– Отстань, ведьма…

– Ох, Алешенька, деверек мой глупенький, ничего-то ты в жизни еще не смыслишь.

– Это Севка ничего не смыслит, когда оставляет тебя здесь по полгода…

– Ему наплевать – загранпоездка дороже. Им бабы не нужны, они там, как зэки в лагере, онанируют. Это им интереснее…

– Я бы на его месте тебя бросил! Я ведь знаю, с кем ты тут без него путаешься.

– Алешенька, дурашка, потому ты и не на его месте! Ему бросить меня нельзя – долго за кордон выпускать не будут, разведенца этакого…

– А чего же ты его не бросишь?

– Зачем? Нас устраивает. Мы ведь извращенцы…

– Эва, ты подкалываешься?

– А как же! – И захохотала солнечно. – Мне без этого никак невозможно.

– Погибнешь, Эва. Мне тебя будет жалко, ты ведь хорошая баба.

– Не жалей, дурашка, мне лучше. Да и аккуратничаю я – всего помаленьку…

– Ты знаешь – тут на малом не затормозишь.

– Не бери себе в голову. Мы все обреченные. Да плевать! Жаль только, что я своего дуролома узнала раньше тебя. Нам бы с тобой хорошо было – мы оба люди легкие.

– Не знаю, – покачал я головой.

– Околдовала тебя твоя евреечка, – усмехнулась Эва. – Это у тебя морок. К бабкам надо сходить – может, снимут заговор.

– А я не хочу…

– В том и дело. Это я понимаю.

– У тебя что – роман неудачный?

– Да нет! Просто как-то все осточертело! Мой идиот совсем сбрендил…

– Это ты зря, Севка не идиот. Он свое разумение имеет.

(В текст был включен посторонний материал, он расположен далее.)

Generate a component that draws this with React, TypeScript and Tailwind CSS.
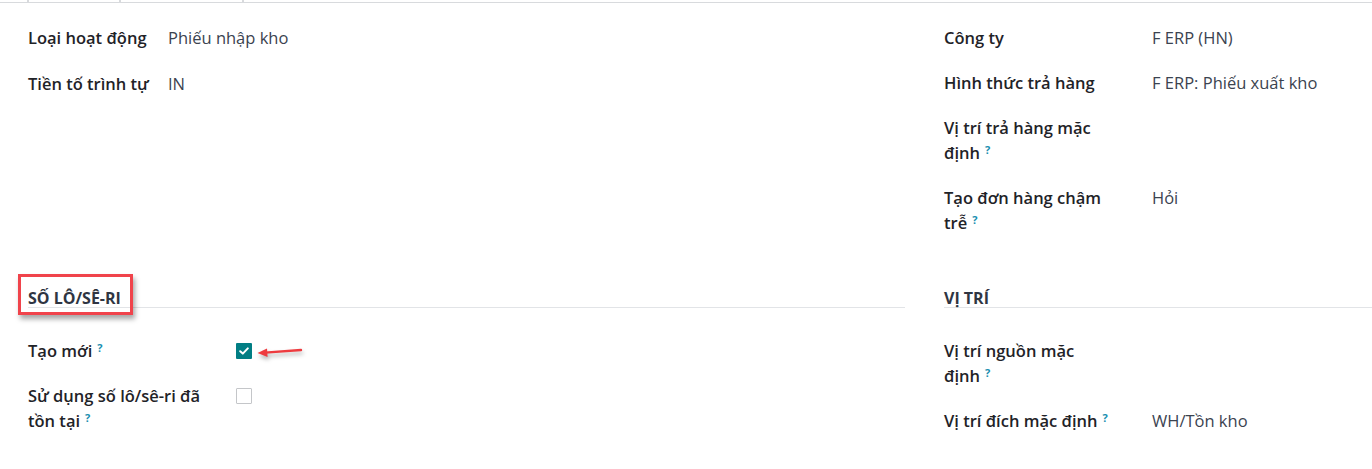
import React from "react";

const Help = () => (
  <sup className="ml-[5px] text-[11px] font-bold text-[#1a8fb0] relative -top-[5px]">?</sup>
);

type RowProps = {
  label: React.ReactNode;
  children?: React.ReactNode;
  labelWidth: string;
};

const Row = ({ label, children, labelWidth }: RowProps) => (
  <div className="flex items-start">
    <div className={`${labelWidth} shrink-0 font-semibold text-[#1f2328]`}>{label}</div>
    <div className="flex-1 text-[#3b4350]">{children}</div>
  </div>
);

const SectionHeader = ({ title, boxed }: { title: string; boxed?: boolean }) => (
  <div className="relative border-b border-[#e2e4e7] h-[23px]">
    <span className="text-[16px] font-bold leading-5 text-[#2f3542]">{title}</span>
    {boxed && (
      <div className="absolute -left-[10px] -top-[11px] w-[115px] h-[41px] border-[3px] border-[#f0434b] shadow-[2px_4px_5px_rgba(0,0,0,0.35)]" />
    )}
  </div>
);

const Checkbox = ({ checked }: { checked?: boolean }) =>
  checked ? (
    <div className="w-4 h-4 mt-[4.5px] bg-[#017e84] flex items-center justify-center rounded-[1px]">
      <svg width="10" height="8" viewBox="0 0 10 8">
        <path d="M1.2 4.2 L3.8 6.6 L8.8 1.4" fill="none" stroke="white" strokeWidth="2" strokeLinecap="round" strokeLinejoin="round" />
      </svg>
    </div>
  ) : (
    <div className="w-4 h-4 mt-[4.5px] border-[1.5px] border-[#c4c6c9] bg-white rounded-[1px]" />
  );

export default function App() {
  return (
    <div className="w-[1372px] h-[469px] bg-white overflow-hidden text-[16.5px] leading-[25px]" style={{ fontFamily: '"Open Sans", "Noto Sans", sans-serif' }}>
      {/* tab strip bottom */}
      <div className="flex h-[3px] border-b border-[#d8dadd]">
        <div className="w-[27px]" />
        <div className="w-[92px] border-l-2 border-[#d8dadd]" />
        <div className="w-[123px] border-l-2 border-[#d8dadd]" />
        <div className="flex-1 border-l-2 border-[#d8dadd]" />
      </div>

      <div className="grid grid-cols-[944px_1fr]">
        {/* left top */}
        <div className="pl-7 pr-[39px] pt-[22px] flex flex-col gap-[21px]">
          <Row label="Loại hoạt động" labelWidth="w-[140px]">Phiếu nhập kho</Row>
          <Row label="Tiền tố trình tự" labelWidth="w-[140px]">IN</Row>
        </div>

        {/* right top */}
        <div className="pt-[22px] flex flex-col gap-[20px]">
          <Row label="Công ty" labelWidth="w-[208px]">F ERP (HN)</Row>
          <Row label="Hình thức trả hàng" labelWidth="w-[208px]">F ERP: Phiếu xuất kho</Row>
          <Row label={<>Vị trí trả hàng mặc<br />định<Help /></>} labelWidth="w-[208px]" />
          <Row label={<>Tạo đơn hàng chậm<br />trễ<Help /></>} labelWidth="w-[208px]">Hỏi</Row>
        </div>

        {/* left bottom */}
        <div className="pl-7 pr-[39px] pt-[50px]">
          <SectionHeader title="SỐ LÔ/SÊ-RI" boxed />
          <div className="pt-[30px] flex flex-col gap-[20px]">
            <Row label={<>Tạo mới<Help /></>} labelWidth="w-[208px]">
              <div className="relative">
                <Checkbox checked />
                <svg className="absolute left-[19px] top-[2px]" width="50" height="16" viewBox="0 0 50 16" style={{ filter: "drop-shadow(1px 3px 2px rgba(0,0,0,0.3))" }}>
                  <path d="M10 7.6 L46 5" stroke="#ee3b3f" strokeWidth="2.4" strokeLinecap="round" />
                  <path d="M2.5 8 L12 3.4 L12.6 12 Z" fill="#ee3b3f" />
                </svg>
              </div>
            </Row>
            <Row label={<>Sử dụng số lô/sê-ri đã<br />tồn tại<Help /></>} labelWidth="w-[208px]">
              <Checkbox />
            </Row>
          </div>
        </div>

        {/* right bottom */}
        <div className="pt-[50px]">
          <SectionHeader title="VỊ TRÍ" />
          <div className="pt-[30px] flex flex-col gap-[20px]">
            <Row label={<>Vị trí nguồn mặc<br />định<Help /></>} labelWidth="w-[208px]" />
            <Row label={<>Vị trí đích mặc định<Help /></>} labelWidth="w-[208px]">WH/Tồn kho</Row>
          </div>
        </div>
      </div>
    </div>
  );
}
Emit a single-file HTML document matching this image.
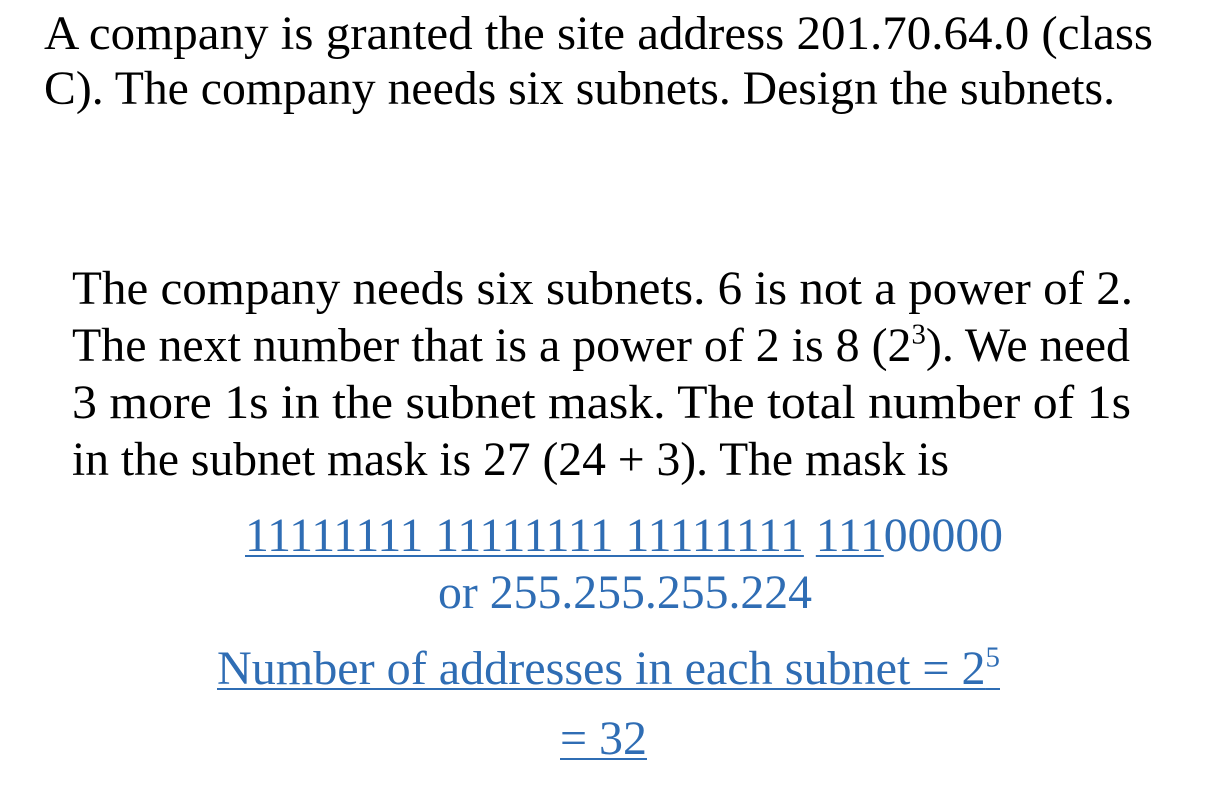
<!DOCTYPE html>
<html><head><meta charset="utf-8"><style>
html,body{margin:0;padding:0;background:#fff;width:1212px;height:812px;overflow:hidden}
.l{position:absolute;white-space:nowrap;font-family:"Liberation Serif",serif;font-size:48px;line-height:48px;color:#000;transform-origin:0 0}
.b{color:#2f6db4}
.u{text-decoration:underline;text-decoration-thickness:2px;text-underline-offset:4px}
sup{font-size:0.6em;line-height:0;vertical-align:0.6em}
</style></head><body>
<div class="l" id="a1" style="left:44px;top:10px">A company is granted the site address 201.70.64.0 (class</div>
<div class="l" id="a2" style="left:44px;top:65px">C). The company needs six subnets. Design the subnets.</div>
<div class="l" id="a3" style="left:72px;top:265px">The company needs six subnets. 6 is not a power of 2.</div>
<div class="l" id="a4" style="left:72px;top:322px">The next number that is a power of 2 is 8 (2<sup>3</sup>). We need</div>
<div class="l" id="a5" style="left:72px;top:379px">3 more 1s in the subnet mask. The total number of 1s</div>
<div class="l" id="a6" style="left:72px;top:436px">in the subnet mask is 27 (24 + 3). The mask is</div>
<div class="l b" id="a7" style="left:245px;top:512px"><span class="u">11111111 11111111 11111111</span> <span class="u">111</span>00000</div>
<div class="l b" id="a8" style="left:438px;top:569px">or 255.255.255.224</div>
<div class="l b u" id="a9" style="left:217px;top:645px">Number of addresses in each subnet = 2<sup>5</sup></div>
<div class="l b u" id="a10" style="left:560px;top:715px">= 32</div>
<script>
var W={a1:1109,a2:1071,a3:1061,a4:1058,a5:1059,a6:877,a7:758,a8:374,a9:783,a10:87};
for(var k in W){var e=document.getElementById(k);var w=e.getBoundingClientRect().width;if(w>0)e.style.transform='scaleX('+(W[k]/w)+')';}
</script>
</body></html>
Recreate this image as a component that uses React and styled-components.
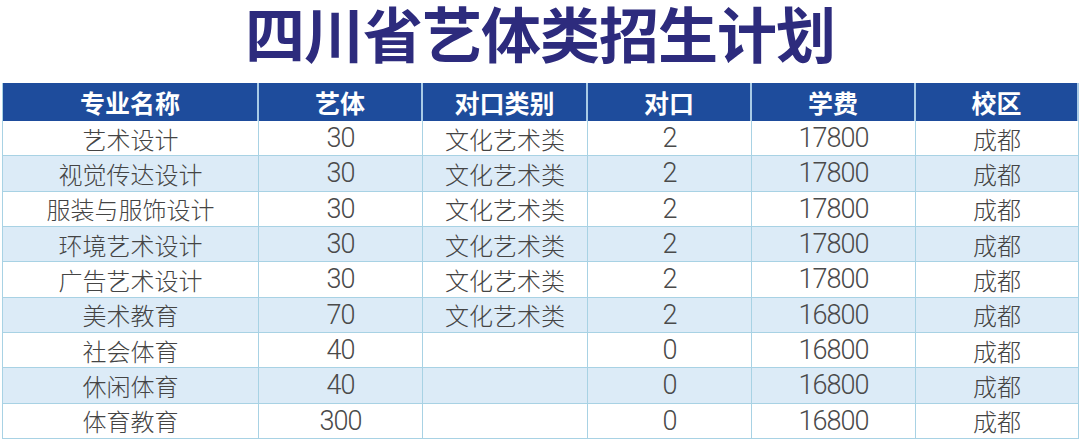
import React from "react";
import styled, { createGlobalStyle } from "styled-components";

const Global = createGlobalStyle`
  html, body { margin: 0; padding: 0; background: #ffffff; }
  body { font-family: "Noto Sans CJK SC", "Noto Sans", sans-serif; }
`;

const Page = styled.div`
  width: 1080px;
  height: 441px;
  overflow: hidden;
  background: #ffffff;
  display: flex;
  flex-direction: column;
`;

const Title = styled.h1`
  margin: 0;
  height: 83px;
  padding-bottom: 19px;
  box-sizing: border-box;
  display: flex;
  align-items: center;
  justify-content: center;
  font-family: "Noto Sans CJK SC", sans-serif;
  font-weight: 700;
  font-size: 60px;
  letter-spacing: -1px;
  color: #2d2b7d;
  line-height: 64px;
`;

const Table = styled.div`
  margin-left: 2px;
  width: 1076px;
  display: grid;
  grid-template-columns: 256px 164px 165px 164px 164px 163px;
  grid-template-rows: 38px repeat(9, 35.33px);
  border-left: 1px solid #a8d2e4;
  box-sizing: border-box;
`;

const HeadCell = styled.div`
  background: #1e4c9c;
  color: #ffffff;
  font-weight: 700;
  font-size: 25px;
  display: flex;
  align-items: center;
  justify-content: center;
  border-right: 2px solid #a9cbe6;
  box-sizing: border-box;
  line-height: 1;
  &:last-child { border-right: none; }
`;

const Cell = styled.div`
  background: ${(p) => (p.$alt ? "#dcebf7" : "#ffffff")};
  color: #444444;
  font-weight: 300;
  font-size: 24px;
  display: flex;
  align-items: center;
  justify-content: center;
  border-right: 1px solid #a8d2e4;
  border-bottom: 1px solid #a8d2e4;
  box-sizing: border-box;
  line-height: 1;
  padding-top: 1px;
`;

const NumCell = styled(Cell)`
  font-family: Roboto, "Noto Sans", sans-serif;
  font-weight: 300;
  font-size: 27px;
  letter-spacing: -1px;
  color: #4a4a4a;
`;

const headers = ["专业名称", "艺体", "对口类别", "对口", "学费", "校区"];

const rows = [
  ["艺术设计", "30", "文化艺术类", "2", "17800", "成都"],
  ["视觉传达设计", "30", "文化艺术类", "2", "17800", "成都"],
  ["服装与服饰设计", "30", "文化艺术类", "2", "17800", "成都"],
  ["环境艺术设计", "30", "文化艺术类", "2", "17800", "成都"],
  ["广告艺术设计", "30", "文化艺术类", "2", "17800", "成都"],
  ["美术教育", "70", "文化艺术类", "2", "16800", "成都"],
  ["社会体育", "40", "", "0", "16800", "成都"],
  ["休闲体育", "40", "", "0", "16800", "成都"],
  ["体育教育", "300", "", "0", "16800", "成都"],
];

const numericCols = new Set([1, 3, 4]);

export default function App() {
  return (
    <>
      <Global />
      <Page>
        <Title>四川省艺体类招生计划</Title>
        <Table>
          {headers.map((h) => (
            <HeadCell key={h}>{h}</HeadCell>
          ))}
          {rows.map((r, i) =>
            r.map((v, j) =>
              numericCols.has(j) ? (
                <NumCell key={`${i}-${j}`} $alt={i % 2 === 1}>{v}</NumCell>
              ) : (
                <Cell key={`${i}-${j}`} $alt={i % 2 === 1}>{v}</Cell>
              )
            )
          )}
        </Table>
      </Page>
    </>
  );
}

– Ну, Алешечка, подумай сам, какое там разумение! У него солдафонский комплекс. Ему ведь нельзя в форме показываться, глисты тщеславия жрут немилосердно. Прихожу домой третьего дня, он разгуливает по квартире в шинели и в своей полковничьей каракулевой папахе. И фотографирует себя на поляроид! Ну и сам посуди! Какая должна быть дикость, чтобы такую варварскую шапку сделать почетной формой отличия. И он гордится ею!

– У нас у всех маленькие слабости, – засмеялся я, представив Севку в зимней шапке душным вечером – позирующим самому себе у аппарата.

– Ах, Алешечка, маленькие слабости у него были семнадцать лет назад. А сейчас… Ладно, давай лучше выпьем, пока они сплелись в пароксизме родственной любви.

Мы выцедили с ней по большой рюмке, медленно, с чувством, и я захорошел. Завалился в кресло. Эва уселась на подлокотник, задумчиво сказала:

– У меня иногда такое чувство, что моя психушка – это и есть нормальный мир. А все вокруг – сумасшедший дом. Ездила в этом месяце на кустовое совещание а Свердловск, жутко вспомнить. Больные лежат по двое на кровати, персонал везде ворует, дерется, не знает дела. Белье не меняется, медицинские назначения путают или не выполняют, жалуются больные – вяжут в укрутки, возмущаются – глушат лошадиными дозами аминазина. Обычные наши безобразия в провинции удесятеряются. А у нас в отделении держат просто здоровых…

– Эва, не по тебе это дело, ты бы отвалила оттуда. А?

– Ну что ты несешь, Алешка? Куда я могу отвалить? Мне сорок лет, я кандидат наук, всю жизнь на это ухлопала. Куда мне деваться? На БАМ? Шпалы класть? Или переучиться на косметичку?

– Ты ведь знаешь, Эва, как я к тебе отношусь, – поэтому и говорю. У нас творят жуткие вещи. За это еще будут судить…

Она сухо, зло засмеялась:

– Дуралей ты, Алешка. Никого и никогда у нас судить не будут, мы все связаны круговой порукой. Кто будет судить? Народ? Эта толпа пьяниц? Или…

Тут все ввалились в столовую.

– Все по местам, все по местам! – хлопотал Гайдуков.

Загремели стульями, зашаркали ногами, посуда пошла в перезвяк, все усаживались, удобнее умащивались, скатертью крахмальной похрустывали, что-то голодно взборматывали, шутили, стихая помаленьку, пока все не заняли привычные, раз навсегда заведенные места.